_Aim_. Find the lines holding the word "page" and collect them.

_Data lines_.
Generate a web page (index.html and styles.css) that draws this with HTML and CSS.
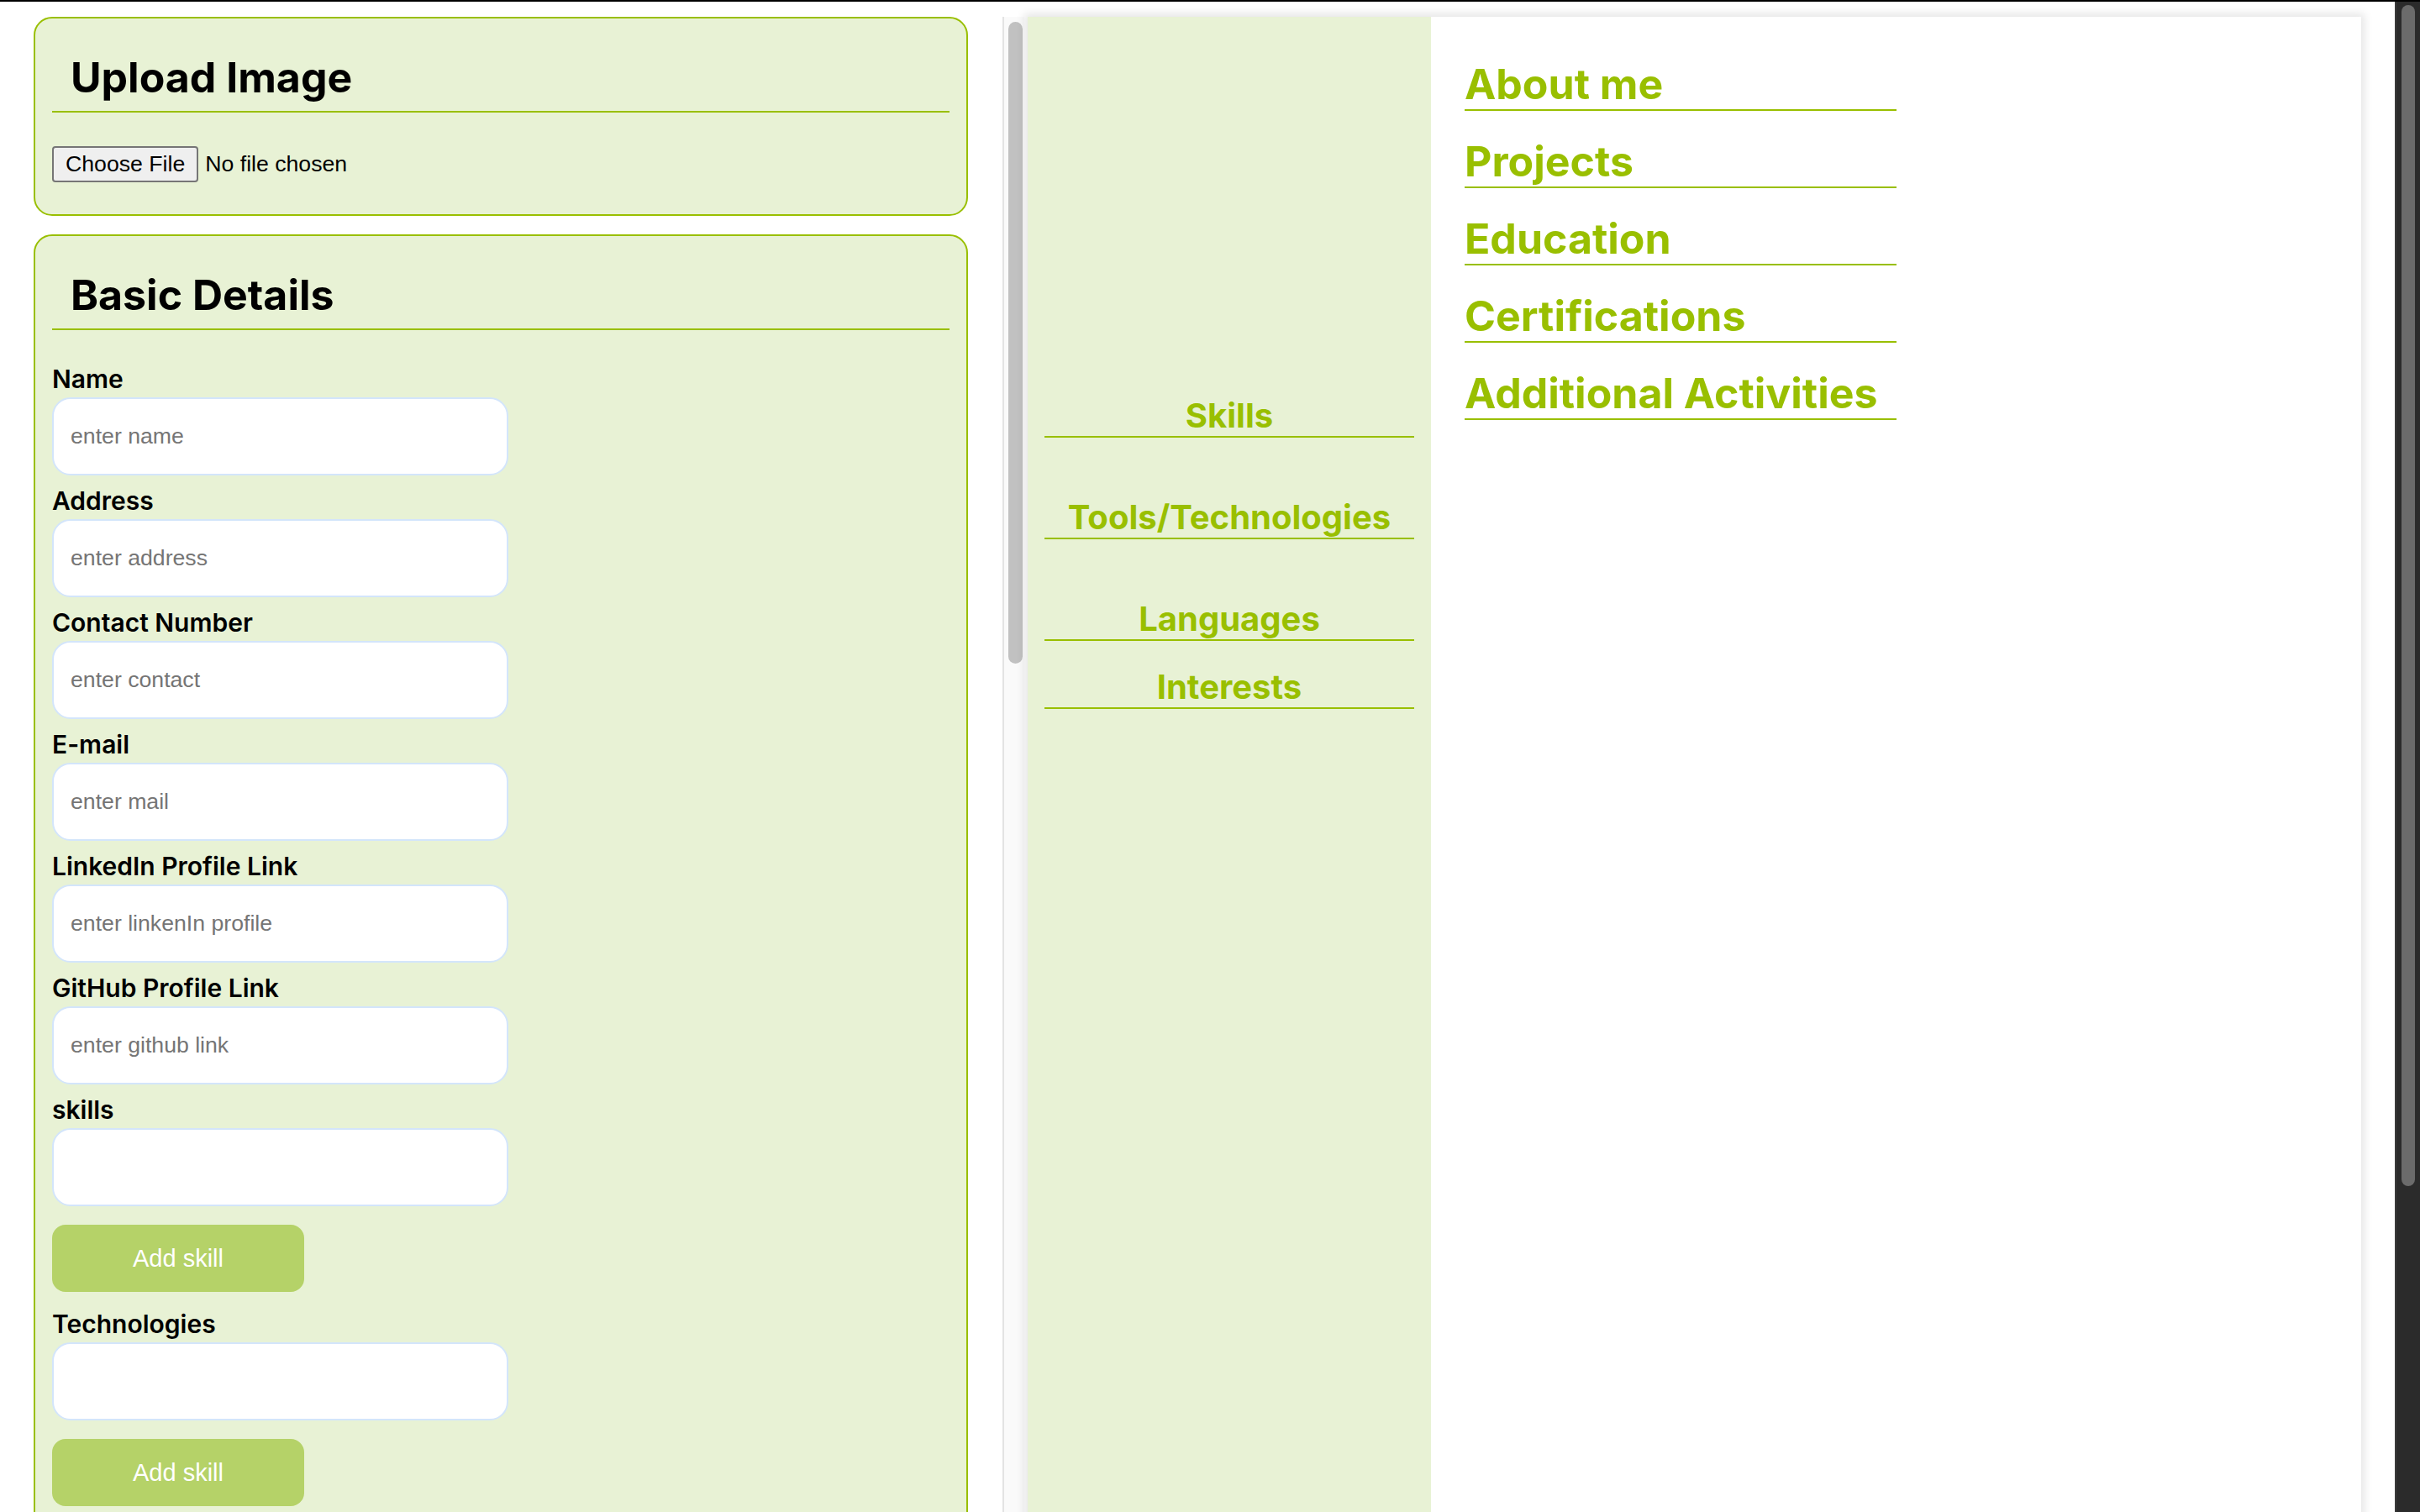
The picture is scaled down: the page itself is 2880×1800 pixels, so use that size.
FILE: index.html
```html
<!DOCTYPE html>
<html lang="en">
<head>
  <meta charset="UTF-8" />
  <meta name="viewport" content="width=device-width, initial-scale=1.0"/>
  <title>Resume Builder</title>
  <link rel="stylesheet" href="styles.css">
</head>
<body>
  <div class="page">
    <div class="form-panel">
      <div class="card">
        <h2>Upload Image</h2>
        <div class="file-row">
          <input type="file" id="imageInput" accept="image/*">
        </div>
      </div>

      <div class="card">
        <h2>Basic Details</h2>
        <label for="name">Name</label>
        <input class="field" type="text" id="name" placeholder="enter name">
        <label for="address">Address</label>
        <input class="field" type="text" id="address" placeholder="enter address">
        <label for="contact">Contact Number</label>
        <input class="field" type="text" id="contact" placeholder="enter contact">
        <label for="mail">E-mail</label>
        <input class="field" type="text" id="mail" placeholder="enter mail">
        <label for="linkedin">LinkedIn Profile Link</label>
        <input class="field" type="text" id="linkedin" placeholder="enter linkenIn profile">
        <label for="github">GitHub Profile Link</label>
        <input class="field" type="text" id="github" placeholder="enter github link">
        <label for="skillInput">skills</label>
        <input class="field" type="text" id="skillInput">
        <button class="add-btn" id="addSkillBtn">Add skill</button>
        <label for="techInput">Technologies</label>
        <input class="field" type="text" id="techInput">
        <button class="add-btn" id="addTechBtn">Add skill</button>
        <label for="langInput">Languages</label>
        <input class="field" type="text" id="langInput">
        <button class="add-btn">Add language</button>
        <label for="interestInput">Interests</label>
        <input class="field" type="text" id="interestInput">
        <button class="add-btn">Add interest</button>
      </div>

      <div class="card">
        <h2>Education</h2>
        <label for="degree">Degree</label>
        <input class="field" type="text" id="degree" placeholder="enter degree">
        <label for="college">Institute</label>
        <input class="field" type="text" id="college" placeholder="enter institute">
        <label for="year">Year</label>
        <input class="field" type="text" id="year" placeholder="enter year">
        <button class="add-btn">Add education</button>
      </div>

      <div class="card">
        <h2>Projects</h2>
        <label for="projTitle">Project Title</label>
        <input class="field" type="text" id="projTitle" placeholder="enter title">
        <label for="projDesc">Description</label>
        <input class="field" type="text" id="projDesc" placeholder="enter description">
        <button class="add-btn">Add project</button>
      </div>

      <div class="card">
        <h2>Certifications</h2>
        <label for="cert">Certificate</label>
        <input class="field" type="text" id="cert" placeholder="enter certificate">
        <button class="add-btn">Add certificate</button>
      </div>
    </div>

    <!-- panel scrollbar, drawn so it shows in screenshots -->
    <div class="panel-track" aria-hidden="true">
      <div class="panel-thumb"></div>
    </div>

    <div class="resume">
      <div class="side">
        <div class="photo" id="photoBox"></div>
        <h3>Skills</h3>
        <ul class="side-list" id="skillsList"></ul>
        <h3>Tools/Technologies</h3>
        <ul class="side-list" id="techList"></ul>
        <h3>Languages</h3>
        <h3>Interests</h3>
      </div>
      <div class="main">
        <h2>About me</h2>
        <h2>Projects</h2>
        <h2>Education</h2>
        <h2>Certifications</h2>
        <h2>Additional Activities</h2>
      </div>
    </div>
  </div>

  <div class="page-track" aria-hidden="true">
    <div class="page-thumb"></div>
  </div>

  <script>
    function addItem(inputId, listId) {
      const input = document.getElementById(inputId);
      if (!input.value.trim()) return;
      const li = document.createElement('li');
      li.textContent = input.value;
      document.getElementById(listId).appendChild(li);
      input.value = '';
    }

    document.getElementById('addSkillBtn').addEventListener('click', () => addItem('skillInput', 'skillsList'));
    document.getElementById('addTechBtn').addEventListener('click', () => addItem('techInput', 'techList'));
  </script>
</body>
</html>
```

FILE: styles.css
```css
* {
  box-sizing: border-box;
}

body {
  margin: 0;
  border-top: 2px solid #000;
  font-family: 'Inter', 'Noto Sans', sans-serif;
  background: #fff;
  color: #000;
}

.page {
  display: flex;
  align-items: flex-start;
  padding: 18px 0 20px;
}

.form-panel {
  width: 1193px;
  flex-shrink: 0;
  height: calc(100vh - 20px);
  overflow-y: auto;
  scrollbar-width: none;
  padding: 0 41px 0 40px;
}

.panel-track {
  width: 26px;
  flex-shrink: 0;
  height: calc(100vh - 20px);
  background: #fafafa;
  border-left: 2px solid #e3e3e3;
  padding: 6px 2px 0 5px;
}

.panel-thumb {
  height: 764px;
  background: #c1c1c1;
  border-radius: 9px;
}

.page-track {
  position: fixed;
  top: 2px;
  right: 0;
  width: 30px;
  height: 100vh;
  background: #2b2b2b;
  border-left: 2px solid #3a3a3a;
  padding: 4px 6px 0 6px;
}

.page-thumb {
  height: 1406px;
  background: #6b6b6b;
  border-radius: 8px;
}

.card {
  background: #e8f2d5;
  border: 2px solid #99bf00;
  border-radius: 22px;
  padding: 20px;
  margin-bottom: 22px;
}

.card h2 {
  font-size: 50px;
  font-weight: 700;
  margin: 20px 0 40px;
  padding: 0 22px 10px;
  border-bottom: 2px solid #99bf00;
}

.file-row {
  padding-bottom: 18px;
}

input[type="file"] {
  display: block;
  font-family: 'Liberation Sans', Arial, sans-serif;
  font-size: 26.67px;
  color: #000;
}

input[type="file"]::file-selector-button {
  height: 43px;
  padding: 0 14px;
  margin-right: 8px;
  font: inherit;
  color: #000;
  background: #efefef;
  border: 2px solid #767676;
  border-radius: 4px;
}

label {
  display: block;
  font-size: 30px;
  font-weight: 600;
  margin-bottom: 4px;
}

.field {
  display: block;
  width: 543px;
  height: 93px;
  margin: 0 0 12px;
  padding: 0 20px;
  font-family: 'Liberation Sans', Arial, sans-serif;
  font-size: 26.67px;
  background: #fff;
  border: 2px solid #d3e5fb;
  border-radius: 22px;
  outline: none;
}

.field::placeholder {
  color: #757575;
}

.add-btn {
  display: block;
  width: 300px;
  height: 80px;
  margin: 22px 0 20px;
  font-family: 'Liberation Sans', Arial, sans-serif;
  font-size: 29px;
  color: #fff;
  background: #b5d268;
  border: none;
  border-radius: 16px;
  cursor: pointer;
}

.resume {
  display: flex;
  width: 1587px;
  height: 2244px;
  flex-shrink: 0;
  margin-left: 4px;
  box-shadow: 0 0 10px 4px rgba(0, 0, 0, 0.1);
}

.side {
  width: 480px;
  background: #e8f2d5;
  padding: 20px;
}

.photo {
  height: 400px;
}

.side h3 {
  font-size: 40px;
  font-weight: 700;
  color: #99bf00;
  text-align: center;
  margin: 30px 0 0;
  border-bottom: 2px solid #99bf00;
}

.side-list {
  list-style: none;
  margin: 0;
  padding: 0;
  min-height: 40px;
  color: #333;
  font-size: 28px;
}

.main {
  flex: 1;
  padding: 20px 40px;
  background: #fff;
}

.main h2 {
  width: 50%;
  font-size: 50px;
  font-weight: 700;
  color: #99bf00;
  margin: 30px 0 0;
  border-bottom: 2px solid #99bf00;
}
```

_Finished exercise_.
Generate a web page (index.html and styles.css) that draws this with HTML and CSS.
The picture is scaled down: the page itself is 2880×1800 pixels, so use that size.
  <div class="page">
  <div class="page-track" aria-hidden="true">
    <div class="page-thumb"></div>
.page {
.page-track {
.page-thumb {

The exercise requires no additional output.